GIVEN EXERCISE
Print the data exactly, leaving nothing out.

====

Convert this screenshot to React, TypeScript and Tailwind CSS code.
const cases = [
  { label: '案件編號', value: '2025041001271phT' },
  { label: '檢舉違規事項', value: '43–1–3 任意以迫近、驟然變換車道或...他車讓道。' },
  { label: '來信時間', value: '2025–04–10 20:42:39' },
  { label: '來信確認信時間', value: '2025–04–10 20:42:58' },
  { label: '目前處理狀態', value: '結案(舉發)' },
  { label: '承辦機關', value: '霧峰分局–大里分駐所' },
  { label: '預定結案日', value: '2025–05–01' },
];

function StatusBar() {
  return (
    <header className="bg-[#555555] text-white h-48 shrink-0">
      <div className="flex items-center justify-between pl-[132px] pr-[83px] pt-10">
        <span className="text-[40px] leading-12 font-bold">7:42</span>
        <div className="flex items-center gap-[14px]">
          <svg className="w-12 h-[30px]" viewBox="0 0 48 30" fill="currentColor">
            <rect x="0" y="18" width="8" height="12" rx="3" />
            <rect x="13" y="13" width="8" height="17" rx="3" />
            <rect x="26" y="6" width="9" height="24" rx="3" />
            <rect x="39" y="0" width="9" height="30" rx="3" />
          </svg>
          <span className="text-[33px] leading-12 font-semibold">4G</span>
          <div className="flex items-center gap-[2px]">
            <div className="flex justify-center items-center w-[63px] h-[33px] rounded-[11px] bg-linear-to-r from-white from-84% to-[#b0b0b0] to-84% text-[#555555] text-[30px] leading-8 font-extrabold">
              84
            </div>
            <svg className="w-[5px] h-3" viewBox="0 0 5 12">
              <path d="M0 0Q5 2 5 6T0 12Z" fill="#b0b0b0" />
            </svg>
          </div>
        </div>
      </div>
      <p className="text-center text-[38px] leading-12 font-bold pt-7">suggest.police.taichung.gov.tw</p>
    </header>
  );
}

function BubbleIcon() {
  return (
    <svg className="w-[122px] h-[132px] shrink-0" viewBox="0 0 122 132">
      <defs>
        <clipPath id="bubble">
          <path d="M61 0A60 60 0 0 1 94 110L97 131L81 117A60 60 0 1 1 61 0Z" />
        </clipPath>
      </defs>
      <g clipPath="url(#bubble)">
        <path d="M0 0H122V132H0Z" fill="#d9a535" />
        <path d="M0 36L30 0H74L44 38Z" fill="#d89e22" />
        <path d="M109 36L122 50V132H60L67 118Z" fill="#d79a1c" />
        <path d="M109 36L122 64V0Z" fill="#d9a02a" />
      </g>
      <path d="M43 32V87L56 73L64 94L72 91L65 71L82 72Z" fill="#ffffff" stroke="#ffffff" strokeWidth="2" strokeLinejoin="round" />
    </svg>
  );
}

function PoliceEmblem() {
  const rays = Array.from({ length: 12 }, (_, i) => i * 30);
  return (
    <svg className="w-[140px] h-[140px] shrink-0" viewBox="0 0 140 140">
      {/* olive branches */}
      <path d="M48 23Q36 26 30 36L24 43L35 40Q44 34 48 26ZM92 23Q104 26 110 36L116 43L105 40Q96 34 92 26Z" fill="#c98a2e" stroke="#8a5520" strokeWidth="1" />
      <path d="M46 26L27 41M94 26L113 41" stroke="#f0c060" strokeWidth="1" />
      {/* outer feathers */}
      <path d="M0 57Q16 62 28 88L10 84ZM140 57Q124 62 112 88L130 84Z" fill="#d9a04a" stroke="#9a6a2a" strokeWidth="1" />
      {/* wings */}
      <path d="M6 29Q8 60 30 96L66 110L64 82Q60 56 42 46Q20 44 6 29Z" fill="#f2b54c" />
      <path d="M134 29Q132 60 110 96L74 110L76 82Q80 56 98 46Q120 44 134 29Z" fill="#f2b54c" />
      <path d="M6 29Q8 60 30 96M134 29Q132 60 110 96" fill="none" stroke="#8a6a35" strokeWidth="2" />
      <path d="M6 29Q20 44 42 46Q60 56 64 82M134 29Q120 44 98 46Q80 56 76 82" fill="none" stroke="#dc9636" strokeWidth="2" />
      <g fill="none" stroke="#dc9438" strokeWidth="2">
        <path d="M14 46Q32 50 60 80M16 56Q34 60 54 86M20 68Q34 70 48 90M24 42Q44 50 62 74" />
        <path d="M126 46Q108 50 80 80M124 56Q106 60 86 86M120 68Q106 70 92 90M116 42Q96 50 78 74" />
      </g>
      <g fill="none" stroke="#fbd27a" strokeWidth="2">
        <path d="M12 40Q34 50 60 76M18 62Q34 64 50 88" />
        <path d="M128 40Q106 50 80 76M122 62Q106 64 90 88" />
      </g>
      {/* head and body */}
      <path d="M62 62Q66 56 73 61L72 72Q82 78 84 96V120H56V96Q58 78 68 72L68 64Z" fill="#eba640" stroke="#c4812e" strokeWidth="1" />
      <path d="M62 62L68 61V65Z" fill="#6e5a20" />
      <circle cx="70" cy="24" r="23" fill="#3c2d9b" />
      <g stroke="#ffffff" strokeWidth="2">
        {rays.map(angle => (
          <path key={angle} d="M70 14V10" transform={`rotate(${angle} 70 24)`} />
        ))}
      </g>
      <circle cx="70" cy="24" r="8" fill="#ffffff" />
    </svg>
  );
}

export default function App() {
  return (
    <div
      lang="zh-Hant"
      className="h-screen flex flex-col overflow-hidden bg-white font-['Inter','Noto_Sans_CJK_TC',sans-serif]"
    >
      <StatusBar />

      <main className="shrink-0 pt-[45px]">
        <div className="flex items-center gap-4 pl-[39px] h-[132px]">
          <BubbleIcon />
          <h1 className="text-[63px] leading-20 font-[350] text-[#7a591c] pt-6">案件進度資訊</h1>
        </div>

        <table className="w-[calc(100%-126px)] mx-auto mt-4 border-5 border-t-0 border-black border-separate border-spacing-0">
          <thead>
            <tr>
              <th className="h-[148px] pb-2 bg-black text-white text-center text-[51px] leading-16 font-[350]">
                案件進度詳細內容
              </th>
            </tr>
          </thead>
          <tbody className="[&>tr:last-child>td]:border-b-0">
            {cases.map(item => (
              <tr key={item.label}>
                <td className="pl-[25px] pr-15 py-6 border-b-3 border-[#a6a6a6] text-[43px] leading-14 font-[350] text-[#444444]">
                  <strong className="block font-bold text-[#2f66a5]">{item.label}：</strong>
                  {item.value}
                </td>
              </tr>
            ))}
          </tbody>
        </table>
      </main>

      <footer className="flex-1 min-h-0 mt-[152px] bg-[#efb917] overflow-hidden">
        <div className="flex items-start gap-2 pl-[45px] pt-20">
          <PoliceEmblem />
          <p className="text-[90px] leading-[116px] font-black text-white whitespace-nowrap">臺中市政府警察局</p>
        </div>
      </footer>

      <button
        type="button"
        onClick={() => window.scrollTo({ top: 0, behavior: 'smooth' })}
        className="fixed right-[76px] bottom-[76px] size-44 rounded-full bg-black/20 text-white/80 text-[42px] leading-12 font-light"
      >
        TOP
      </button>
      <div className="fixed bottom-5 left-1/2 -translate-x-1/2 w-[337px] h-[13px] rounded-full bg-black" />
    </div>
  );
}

====

EXERCISE OUTPUT
Convert this screenshot to React, TypeScript and Tailwind CSS code.
const cases = [
  { label: '案件編號', value: '2025041001271phT' },
  { label: '檢舉違規事項', value: '43–1–3 任意以迫近、驟然變換車道或...他車讓道。' },
  { label: '來信時間', value: '2025–04–10 20:42:39' },
  { label: '來信確認信時間', value: '2025–04–10 20:42:58' },
  { label: '目前處理狀態', value: '結案(舉發)' },
  { label: '承辦機關', value: '霧峰分局–大里分駐所' },
  { label: '預定結案日', value: '2025–05–01' },
];

function StatusBar() {
  return (
    <header className="bg-[#555555] text-white h-48 shrink-0">
      <div className="flex items-center justify-between pl-[132px] pr-[83px] pt-10">
        <span className="text-[40px] leading-12 font-bold">7:42</span>
        <div className="flex items-center gap-[14px]">
          <svg className="w-12 h-[30px]" viewBox="0 0 48 30" fill="currentColor">
            <rect x="0" y="18" width="8" height="12" rx="3" />
            <rect x="13" y="13" width="8" height="17" rx="3" />
            <rect x="26" y="6" width="9" height="24" rx="3" />
            <rect x="39" y="0" width="9" height="30" rx="3" />
          </svg>
          <span className="text-[33px] leading-12 font-semibold">4G</span>
          <div className="flex items-center gap-[2px]">
            <div className="flex justify-center items-center w-[63px] h-[33px] rounded-[11px] bg-linear-to-r from-white from-84% to-[#b0b0b0] to-84% text-[#555555] text-[30px] leading-8 font-extrabold">
              84
            </div>
            <svg className="w-[5px] h-3" viewBox="0 0 5 12">
              <path d="M0 0Q5 2 5 6T0 12Z" fill="#b0b0b0" />
            </svg>
          </div>
        </div>
      </div>
      <p className="text-center text-[38px] leading-12 font-bold pt-7">suggest.police.taichung.gov.tw</p>
    </header>
  );
}

function BubbleIcon() {
  return (
    <svg className="w-[122px] h-[132px] shrink-0" viewBox="0 0 122 132">
      <defs>
        <clipPath id="bubble">
          <path d="M61 0A60 60 0 0 1 94 110L97 131L81 117A60 60 0 1 1 61 0Z" />
        </clipPath>
      </defs>
      <g clipPath="url(#bubble)">
        <path d="M0 0H122V132H0Z" fill="#d9a535" />
        <path d="M0 36L30 0H74L44 38Z" fill="#d89e22" />
        <path d="M109 36L122 50V132H60L67 118Z" fill="#d79a1c" />
        <path d="M109 36L122 64V0Z" fill="#d9a02a" />
      </g>
      <path d="M43 32V87L56 73L64 94L72 91L65 71L82 72Z" fill="#ffffff" stroke="#ffffff" strokeWidth="2" strokeLinejoin="round" />
    </svg>
  );
}

function PoliceEmblem() {
  const rays = Array.from({ length: 12 }, (_, i) => i * 30);
  return (
    <svg className="w-[140px] h-[140px] shrink-0" viewBox="0 0 140 140">
      {/* olive branches */}
      <path d="M48 23Q36 26 30 36L24 43L35 40Q44 34 48 26ZM92 23Q104 26 110 36L116 43L105 40Q96 34 92 26Z" fill="#c98a2e" stroke="#8a5520" strokeWidth="1" />
      <path d="M46 26L27 41M94 26L113 41" stroke="#f0c060" strokeWidth="1" />
      {/* outer feathers */}
      <path d="M0 57Q16 62 28 88L10 84ZM140 57Q124 62 112 88L130 84Z" fill="#d9a04a" stroke="#9a6a2a" strokeWidth="1" />
      {/* wings */}
      <path d="M6 29Q8 60 30 96L66 110L64 82Q60 56 42 46Q20 44 6 29Z" fill="#f2b54c" />
      <path d="M134 29Q132 60 110 96L74 110L76 82Q80 56 98 46Q120 44 134 29Z" fill="#f2b54c" />
      <path d="M6 29Q8 60 30 96M134 29Q132 60 110 96" fill="none" stroke="#8a6a35" strokeWidth="2" />
      <path d="M6 29Q20 44 42 46Q60 56 64 82M134 29Q120 44 98 46Q80 56 76 82" fill="none" stroke="#dc9636" strokeWidth="2" />
      <g fill="none" stroke="#dc9438" strokeWidth="2">
        <path d="M14 46Q32 50 60 80M16 56Q34 60 54 86M20 68Q34 70 48 90M24 42Q44 50 62 74" />
        <path d="M126 46Q108 50 80 80M124 56Q106 60 86 86M120 68Q106 70 92 90M116 42Q96 50 78 74" />
      </g>
      <g fill="none" stroke="#fbd27a" strokeWidth="2">
        <path d="M12 40Q34 50 60 76M18 62Q34 64 50 88" />
        <path d="M128 40Q106 50 80 76M122 62Q106 64 90 88" />
      </g>
      {/* head and body */}
      <path d="M62 62Q66 56 73 61L72 72Q82 78 84 96V120H56V96Q58 78 68 72L68 64Z" fill="#eba640" stroke="#c4812e" strokeWidth="1" />
      <path d="M62 62L68 61V65Z" fill="#6e5a20" />
      <circle cx="70" cy="24" r="23" fill="#3c2d9b" />
      <g stroke="#ffffff" strokeWidth="2">
        {rays.map(angle => (
          <path key={angle} d="M70 14V10" transform={`rotate(${angle} 70 24)`} />
        ))}
      </g>
      <circle cx="70" cy="24" r="8" fill="#ffffff" />
    </svg>
  );
}

export default function App() {
  return (
    <div
      lang="zh-Hant"
      className="h-screen flex flex-col overflow-hidden bg-white font-['Inter','Noto_Sans_CJK_TC',sans-serif]"
    >
      <StatusBar />

      <main className="shrink-0 pt-[45px]">
        <div className="flex items-center gap-4 pl-[39px] h-[132px]">
          <BubbleIcon />
          <h1 className="text-[63px] leading-20 font-[350] text-[#7a591c] pt-6">案件進度資訊</h1>
        </div>

        <table className="w-[calc(100%-126px)] mx-auto mt-4 border-5 border-t-0 border-black border-separate border-spacing-0">
          <thead>
            <tr>
              <th className="h-[148px] pb-2 bg-black text-white text-center text-[51px] leading-16 font-[350]">
                案件進度詳細內容
              </th>
            </tr>
          </thead>
          <tbody className="[&>tr:last-child>td]:border-b-0">
            {cases.map(item => (
              <tr key={item.label}>
                <td className="pl-[25px] pr-15 py-6 border-b-3 border-[#a6a6a6] text-[43px] leading-14 font-[350] text-[#444444]">
                  <strong className="block font-bold text-[#2f66a5]">{item.label}：</strong>
                  {item.value}
                </td>
              </tr>
            ))}
          </tbody>
        </table>
      </main>

      <footer className="flex-1 min-h-0 mt-[152px] bg-[#efb917] overflow-hidden">
        <div className="flex items-start gap-2 pl-[45px] pt-20">
          <PoliceEmblem />
          <p className="text-[90px] leading-[116px] font-black text-white whitespace-nowrap">臺中市政府警察局</p>
        </div>
      </footer>

      <button
        type="button"
        onClick={() => window.scrollTo({ top: 0, behavior: 'smooth' })}
        className="fixed right-[76px] bottom-[76px] size-44 rounded-full bg-black/20 text-white/80 text-[42px] leading-12 font-light"
      >
        TOP
      </button>
      <div className="fixed bottom-5 left-1/2 -translate-x-1/2 w-[337px] h-[13px] rounded-full bg-black" />
    </div>
  );
}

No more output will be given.